I dunno. I still have Faeris, my archer who's with Zevran, so I could use her instead I suppose. It's just aggravating to have come so far in the game and have it end kinda merf like that. I mean, it's not a bad ending per se, it's just weird for me. I always have a main squeeze at the end.
Then I also wondered about maybe making a female noble so I can marry Alistair, but then what I hate is having to do the ritual at the end to save us both. That's kinda why our breakup didn't bother me too terribly much; it made that whole situation a lot easier to deal with. Ashriel agreed to the ritual to save Alistair so he could take the throne. And, my character wasn't exactly ready to die, either. She wasn't in a relationship with him anymore, so while it stung, it didn't make me nearly as rabidly furious as it would have otherwise.
I also have thought about starting over with a male character and running off with Leliana, and letting Alistair take the throne.
But the problem with that
is that I'd rather my Super Ultimate Save File be females first (since I'm female), and I'll play a male later.
But then, the thing I kinda like about this file is that it's not
like my other ones.
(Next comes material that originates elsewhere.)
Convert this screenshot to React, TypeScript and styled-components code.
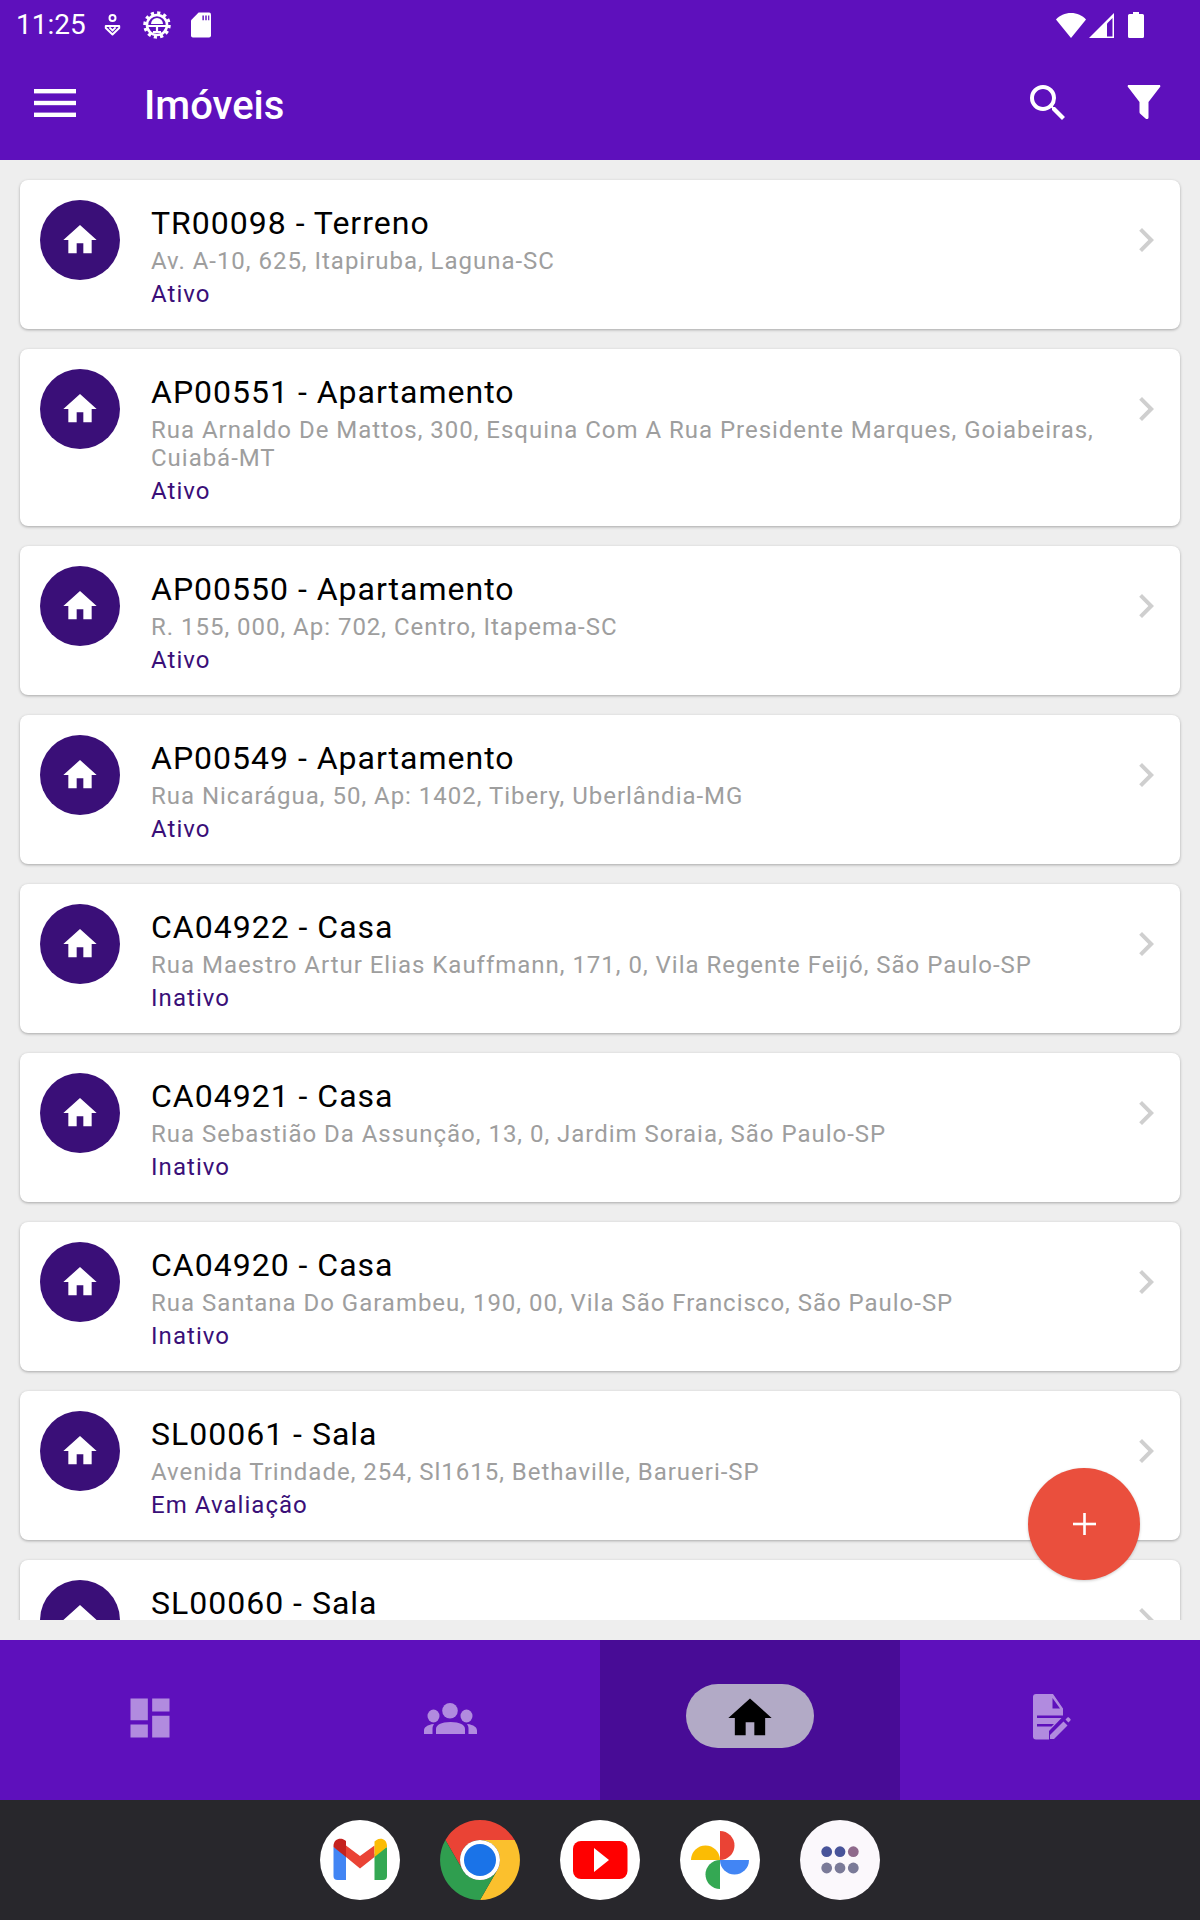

This ended well from an overall standpoint, but both my character and Alistair have had to sacrifice a lot. It almost gives it a feeling that they've both matured quite a bit, as opposed to an ending where they ride off into the sunset and live happily ever after. They came together in a very dark time, were there for each other as friends and lovers and for support, but once the sky cleared, their individual circumstances took them on different paths.
See what I mean? It's kind of a good ending in a way, but kind of sad. I have mixed feelings about it.
Well, Awakenings is relatively short (about 20 hours), so perhaps I'll play through that and see how I feel at the end before I start up DA2.